The Autobiography of an Ex-Colored Man

The Autobiography of an Ex-Colored Man Ragtime

Ragtime is considered the first completely American form of music. It became popular during the end of the 19th century and at the beginning of the 20th century, paving the way for jazz. Its name derives from its “ragged”, syncopated rhythm. The Library of Congress gives the specific definition as: “Ragtime -- A genre of musical composition for the piano, generally in duple meter and containing a highly syncopated treble lead over a rhythmically steady bass. A ragtime composition is usually composed three or four contrasting sections or strains, each one being 16 or 32 measures in length.” Its upbeat and energetic rhythms make it ideal for dancing.

Ragtime was developed by African Americans in St.
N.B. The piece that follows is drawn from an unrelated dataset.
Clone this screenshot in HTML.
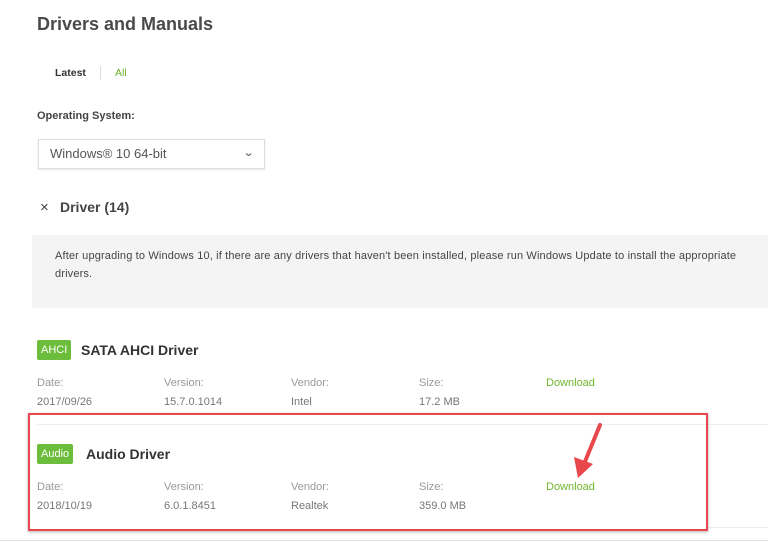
<!DOCTYPE html>
<html><head><meta charset="utf-8"><style>
*{margin:0;padding:0;box-sizing:border-box}
body{width:768px;height:547px;background:#fff;position:relative;overflow:hidden;font-family:"Liberation Sans",sans-serif;color:#333}
.a{position:absolute;white-space:nowrap}
.lbl{color:#999;font-size:11px}
.val{color:#777;font-size:11px}
.g{color:#6fb52c}
.badge{position:absolute;background:#6cbd3c;color:#fff;font-size:11px;height:20px;line-height:20px;padding:0 4px;border-radius:2px}
.t{font-size:14px;font-weight:bold;color:#333}
</style></head><body>
<div class="a" style="left:37px;top:14px;font-size:18px;font-weight:bold;color:#4a4a4a">Drivers and Manuals</div>
<div class="a" style="left:55px;top:67px;font-size:10.5px;font-weight:bold;color:#333">Latest</div>
<div class="a" style="left:100px;top:66px;width:1px;height:14px;background:#ddd"></div>
<div class="a g" style="left:115px;top:67px;font-size:10.5px">All</div>
<div class="a" style="left:37px;top:110px;font-size:11px;font-weight:bold;color:#444">Operating System:</div>
<div class="a" style="left:38px;top:139px;width:227px;height:30px;border:1px solid #ddd;box-shadow:0 1px 2px rgba(0,0,0,.1)"></div>
<div class="a" style="left:50px;top:146px;font-size:13px;color:#555">Windows® 10 64-bit</div>
<div class="a" style="left:244px;top:146px;font-size:11px;color:#555;transform:scaleX(1.3)">&#8964;</div>
<div class="a" style="left:40px;top:199px;font-size:15px;color:#444">×</div>
<div class="a" style="left:60px;top:199px;font-size:14px;font-weight:bold;color:#444">Driver (14)</div>
<div class="a" style="left:32px;top:235px;width:736px;height:73px;background:#f4f4f4"></div>
<div class="a" style="left:55px;top:247px;font-size:11px;letter-spacing:0.15px;line-height:18px;color:#444;white-space:normal;width:700px">After upgrading to Windows 10, if there are any drivers that haven't been installed, please run Windows Update to install the appropriate drivers.</div>

<div class="badge" style="left:37px;top:340px">AHCI</div>
<div class="a t" style="left:81px;top:342px">SATA AHCI Driver</div>
<div class="a lbl" style="left:37px;top:377px">Date:</div>
<div class="a lbl" style="left:164px;top:377px">Version:</div>
<div class="a lbl" style="left:291px;top:377px">Vendor:</div>
<div class="a lbl" style="left:419px;top:377px">Size:</div>
<div class="a g" style="left:546px;top:377px;font-size:11px">Download</div>
<div class="a val" style="left:37px;top:396px">2017/09/26</div>
<div class="a val" style="left:164px;top:396px">15.7.0.1014</div>
<div class="a val" style="left:291px;top:396px">Intel</div>
<div class="a val" style="left:419px;top:396px">17.2 MB</div>

<div class="a" style="left:37px;top:424px;width:731px;height:1px;background:#eee"></div>
<div class="badge" style="left:37px;top:444px">Audio</div>
<div class="a t" style="left:86px;top:446px">Audio Driver</div>
<div class="a lbl" style="left:37px;top:481px">Date:</div>
<div class="a lbl" style="left:164px;top:481px">Version:</div>
<div class="a lbl" style="left:291px;top:481px">Vendor:</div>
<div class="a lbl" style="left:419px;top:481px">Size:</div>
<div class="a g" style="left:546px;top:481px;font-size:11px">Download</div>
<div class="a val" style="left:37px;top:500px">2018/10/19</div>
<div class="a val" style="left:164px;top:500px">6.0.1.8451</div>
<div class="a val" style="left:291px;top:500px">Realtek</div>
<div class="a val" style="left:419px;top:500px">359.0 MB</div>
<div class="a" style="left:707px;top:527px;width:61px;height:1px;background:#eee"></div>
<div class="a" style="left:0;top:540px;width:768px;height:1px;background:#ddd"></div>
<div class="a" style="left:28px;top:413px;width:680px;height:118px;border:2px solid #e8474c;box-shadow:0 1px 3px rgba(0,0,0,.3)"></div>
<svg class="a" style="left:565px;top:420px" width="45" height="62" viewBox="0 0 45 62">
<path d="M35 5 L19 44" stroke="#e8474c" stroke-width="4" stroke-linecap="round"/>
<path d="M9 37 L13 58 L28 44 Z" fill="#e8474c"/>
</svg>
</body></html>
Louis, Missouri and New Orleans, Louisiana. St. Louis was a bustling cultural, social, and musical hub in the late 19th century. Ragtime evolved out of jigs and John Philip Sousa's marches, and was often played to accompany a cakewalk, a dance that emerged out of plantation slavery. One of the earliest ragtime musicians was Ernest Hogan, who supposedly coined the phrase “ragtime” and published two of the first sheet music rags. One of them was entitled “All Coons Look Alike to Me”, which has since been criticized for its racist and stereotypical portrayal of African Americans.
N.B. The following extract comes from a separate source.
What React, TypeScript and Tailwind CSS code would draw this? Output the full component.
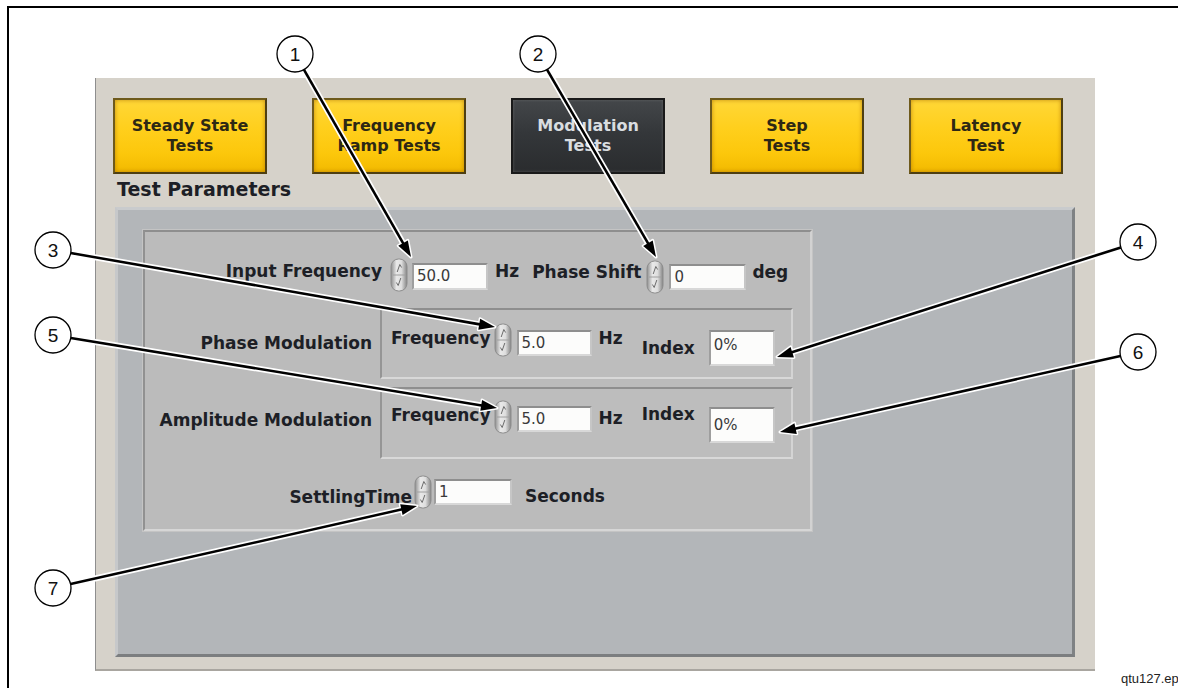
import React from "react";

const LBL = "font-['DejaVu_Sans',Verdana,sans-serif] font-bold text-[17px] leading-[20px] text-[#1d1f26] whitespace-nowrap";

function Spin({ className }: { className: string }) {
  return (
    <svg width="18" height="34" viewBox="0 0 18 34" className={className}>
      <defs>
        <linearGradient id="spg" x1="0" x2="1" y1="0" y2="0">
          <stop offset="0" stopColor="#8f8f8f" />
          <stop offset="0.35" stopColor="#e9e9e9" />
          <stop offset="0.65" stopColor="#dedede" />
          <stop offset="1" stopColor="#858585" />
        </linearGradient>
      </defs>
      <rect x="1" y="1" width="16" height="32" rx="7.5" fill="url(#spg)" stroke="#8c8c8c" />
      <line x1="3" y1="17" x2="15" y2="17" stroke="#a0a0a0" />
      <path d="M9.8 6.5 L7.2 14 M9.8 6.5 L11.6 9.5" stroke="#6c6c6c" fill="none" strokeWidth="1" />
      <path d="M8.2 27.5 L10.8 20 M8.2 27.5 L6.4 24.5" stroke="#6c6c6c" fill="none" strokeWidth="1" />
    </svg>
  );
}

function Field({ value, className }: { value: string; className: string }) {
  return (
    <div
      className={`bg-[#fcfcfb] border-2 border-t-[#8e8e8e] border-l-[#9e9e9e] border-b-[#d8d8d8] border-r-[#c6c6c6] flex pl-[3px] text-[15px] text-[#3a3a3a] font-['DejaVu_Sans',Verdana,sans-serif] ${className}`}
    >
      {value}
    </div>
  );
}

function Tab({ l1, l2, dark }: { l1: string; l2: string; dark?: boolean }) {
  return (
    <div
      className={
        dark
          ? "w-[154px] h-[76px] border-2 border-[#1a1a1a] bg-[linear-gradient(180deg,#44474a_0%,#34373a_45%,#2a2c2e_100%)] shadow-[inset_0_0_3px_rgba(120,120,120,0.6)] flex flex-col items-center justify-center text-[#d9dde0] font-['DejaVu_Sans',Verdana,sans-serif] font-bold text-[16px] leading-[20px]"
          : "w-[154px] h-[76px] border-2 border-[#4e3f12] border-t-[#6e5a1c] border-l-[#6e5a1c] bg-[linear-gradient(180deg,#ffd737_0%,#ffcf1c_40%,#fcc70b_75%,#f2b900_100%)] shadow-[inset_0_0_4px_rgba(170,110,0,0.7)] flex flex-col items-center justify-center text-[#2d2814] font-['DejaVu_Sans',Verdana,sans-serif] font-bold text-[16px] leading-[20px]"
      }
    >
      <span>{l1}</span>
      <span>{l2}</span>
    </div>
  );
}

type Call = { n: string; c: [number, number]; t: [number, number] };
const calls: Call[] = [
  { n: "1", c: [295, 54], t: [411, 257] },
  { n: "2", c: [538, 54], t: [656, 257] },
  { n: "3", c: [53, 250], t: [495, 327] },
  { n: "4", c: [1138, 242], t: [777, 357] },
  { n: "5", c: [53, 335], t: [497, 408] },
  { n: "6", c: [1138, 352], t: [780, 432] },
  { n: "7", c: [53, 588], t: [417, 506] },
];

function Callouts() {
  const r = 18;
  return (
    <svg className="absolute left-0 top-0 pointer-events-none" width="1178" height="688" viewBox="0 0 1178 688">
      {calls.map((k) => {
        const dx = k.t[0] - k.c[0];
        const dy = k.t[1] - k.c[1];
        const len = Math.hypot(dx, dy);
        const ux = dx / len;
        const uy = dy / len;
        const sx = k.c[0] + ux * r;
        const sy = k.c[1] + uy * r;
        const bx = k.t[0] - ux * 16;
        const by = k.t[1] - uy * 16;
        const px = -uy * 5.5;
        const py = ux * 5.5;
        const pts = `${k.t[0]},${k.t[1]} ${bx + px},${by + py} ${bx - px},${by - py}`;
        return (
          <g key={k.n}>
            <line x1={sx} y1={sy} x2={bx + ux * 2} y2={by + uy * 2} stroke="#ffffff" strokeWidth="6" />
            <polygon points={pts} fill="#ffffff" stroke="#ffffff" strokeWidth="3" strokeLinejoin="round" />
            <line x1={sx} y1={sy} x2={bx + ux * 2} y2={by + uy * 2} stroke="#000000" strokeWidth="2.6" />
            <polygon points={pts} fill="#000000" />
            <circle cx={k.c[0]} cy={k.c[1]} r={r} fill="#ffffff" stroke="#000000" strokeWidth="1.3" />
            <text
              x={k.c[0]}
              y={k.c[1] + 6.5}
              textAnchor="middle"
              fontSize="19"
              fontFamily="'Liberation Sans', Arial, sans-serif"
              fill="#111"
            >
              {k.n}
            </text>
          </g>
        );
      })}
    </svg>
  );
}

export default function App() {
  return (
    <div className="relative w-[1178px] h-[688px] bg-white overflow-hidden">
      <div className="pt-[6px] pl-[7px] h-full">
        <div className="h-full border-t-2 border-l-2 border-black pl-[86px] pt-[70px]">
          {/* LabVIEW front panel */}
          <div className="w-[1000px] h-[593px] bg-[#d6d2ca] border-l border-l-[#8e8e8e] border-b-2 border-b-[#a9a6a0] pl-[17px] pt-[20px]">
            <div className="flex gap-[45px]">
              <Tab l1="Steady State" l2="Tests" />
              <Tab l1="Frequency" l2="Ramp Tests" />
              <Tab l1="Modulation" l2="Tests" dark />
              <Tab l1="Step" l2="Tests" />
              <Tab l1="Latency" l2="Test" />
            </div>
            <div className="mt-[6px] ml-[4px] h-[19px] font-['DejaVu_Sans',Verdana,sans-serif] font-bold text-[19px] leading-[19px] text-[#1d1f26]">
              Test Parameters
            </div>
            {/* gray panel */}
            <div className="mt-[8px] ml-[2px] w-[960px] h-[450px] bg-[#b3b6b9] border-[3px] border-t-[#c9cbcd] border-l-[#c6c8ca] border-r-[#7f8284] border-b-[#7c7e80] pl-[25px] pt-[20px]">
              {/* group box */}
              <div className="w-[669px] h-[301px] bg-[#bbbbbb] border-2 border-t-[#8e8e8e] border-l-[#919191] border-b-[#d6d6d6] border-r-[#d2d2d2] shadow-[0_0_0_1px_#c4c4c4] flex flex-col">
                {/* row 1 */}
                <div className="h-[76px] flex items-start">
                  <div className={`w-[237px] text-right mt-[29px] ${LBL}`}>Input Frequency</div>
                  <Spin className="ml-[8px] mt-[26px] shrink-0" />
                  <Field value="50.0" className="ml-[4px] mt-[31px] w-[76px] h-[27px] items-center" />
                  <div className={`ml-[7px] mt-[29px] ${LBL}`}>Hz</div>
                  <div className={`ml-[13px] mt-[30px] ${LBL}`}>Phase Shift</div>
                  <Spin className="ml-[5px] mt-[28px] shrink-0" />
                  <Field value="0" className="ml-[5px] mt-[32px] w-[77px] h-[26px] items-center" />
                  <div className={`ml-[6px] mt-[30px] ${LBL}`}>deg</div>
                </div>
                {/* row 2 */}
                <div className="h-[71px] flex items-start">
                  <div className={`w-[227px] text-right mt-[25px] ${LBL}`}>Phase Modulation</div>
                  <div className="ml-[8px] w-[413px] h-[71px] bg-[#bdbdbd] border-2 border-t-[#8e8e8e] border-l-[#959595] border-b-[#d8d8d8] border-r-[#d4d4d4] flex items-start">
                    <div className={`ml-[9px] mt-[18px] ${LBL}`}>Frequency</div>
                    <Spin className="ml-[3px] mt-[13px] shrink-0" />
                    <Field value="5.0" className="ml-[5px] mt-[20px] w-[75px] h-[26px] items-center" />
                    <div className={`ml-[7px] mt-[18px] ${LBL}`}>Hz</div>
                    <div className={`ml-[19px] mt-[28px] ${LBL}`}>Index</div>
                    <Field value="0%" className="ml-[14px] mt-[20px] w-[66px] h-[36px] items-start pt-[2px]" />
                  </div>
                </div>
                {/* row 3 */}
                <div className="mt-[8px] h-[72px] flex items-start">
                  <div className={`w-[227px] text-right mt-[23px] ${LBL}`}>Amplitude Modulation</div>
                  <div className="ml-[8px] w-[413px] h-[72px] bg-[#bdbdbd] border-2 border-t-[#8e8e8e] border-l-[#959595] border-b-[#d8d8d8] border-r-[#d4d4d4] flex items-start">
                    <div className={`ml-[9px] mt-[16px] ${LBL}`}>Frequency</div>
                    <Spin className="ml-[3px] mt-[11px] shrink-0" />
                    <Field value="5.0" className="ml-[5px] mt-[17px] w-[75px] h-[26px] items-center" />
                    <div className={`ml-[7px] mt-[19px] ${LBL}`}>Hz</div>
                    <div className={`ml-[19px] mt-[15px] ${LBL}`}>Index</div>
                    <Field value="0%" className="ml-[14px] mt-[18px] w-[66px] h-[36px] items-center" />
                  </div>
                </div>
                {/* row 4 */}
                <div className="h-[70px] flex items-start">
                  <div className={`w-[267px] text-right mt-[28px] ${LBL}`}>SettlingTime</div>
                  <Spin className="ml-[2px] mt-[16px] shrink-0" />
                  <Field value="1" className="ml-[2px] mt-[20px] w-[78px] h-[26px] items-center" />
                  <div className={`ml-[13px] mt-[27px] ${LBL}`}>Seconds</div>
                </div>
              </div>
            </div>
          </div>
        </div>
      </div>
      <Callouts />
      <div className="absolute left-[1121px] top-[672px] text-[13px] leading-[14px] text-[#222] font-['Liberation_Sans_Narrow','Liberation_Sans',Arial,sans-serif] whitespace-nowrap">
        qtu127.eps
      </div>
    </div>
  );
}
The 1893 Worlds Fair in Chicago introduced ragtime to the world. At the time, the term 'ragtime' was used to describe the “coon songs” of Hogan and others. Hogan's famous piece was performed in Chicago and garnered a great deal of attention. Ragtime continued to develop and is generally considered to have emerged in its mature form by 1897. A few years later, in 1889, Scott Joplin, the most well-known ragtime composer, published the immensely popular and influential “Maple Leaf Rag”. Classical ragtime, as exemplified by Joplin, was primarily a written endeavor and was disseminated through sheet music as opposed to live performances. Live performances were usually small-scale, in urban clubs or private residences.
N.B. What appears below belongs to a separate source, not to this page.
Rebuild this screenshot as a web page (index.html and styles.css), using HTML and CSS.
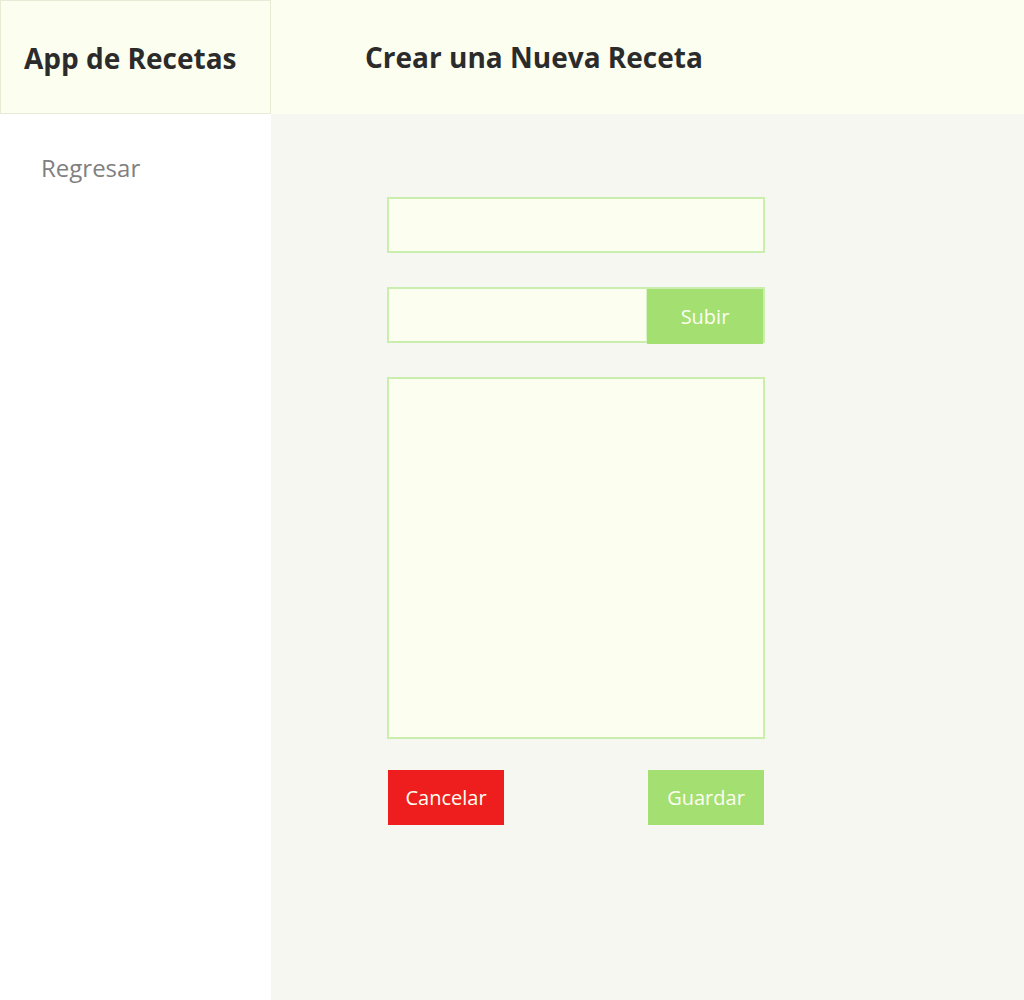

There were also several discernible derivations of ragtime, including but not limited to: “folk ragtime,” which was performed on the banjo and mandolin; novelty piano, which emphasized speed and complexity and was developed by white composers; stride piano, a successor or at least a bridge between ragtime and jazz that was popularized by African American pianists; and the fox-trot, a dance fad. Several European composers, such as Claude Debussy and Igor Stravinsky, were influenced by ragtime and incorporated elements of it into their work.

Some of the most popular ragtime composers besides Scott Joplin were: Jelly Roll Morton, whose work is considered a bridge to jazz; Eubie Blake, who composed “Shuffle Along,” in 1921: The first Broadway musical entirely performed by African American talent; James Johnson; Joseph Lamb; and James Scott. Lamb and Scott, along with Joplin, were known as the “Big Three” of ragtime.

Ragtime faded as jazz grew more and more popular in the 1920s, and then it languished for several decades. It was rediscovered in the 1970s, when a compilation of Joplin’s work was published and one of his operas was revived. The movie “The Sting” used Joplin's music as part of its score, introducing ragtime to a whole new generation. E.L. Doctorow’s famous novel Ragtime was published in 1975 and was adapted into a Broadway musical in 1998.

Ragtime remains a triumph of American cultural expression and a testament to African American musicians' enduring contribution to American music. It is also evocative of America’s growing cultural independence in the 1910s and 1920s.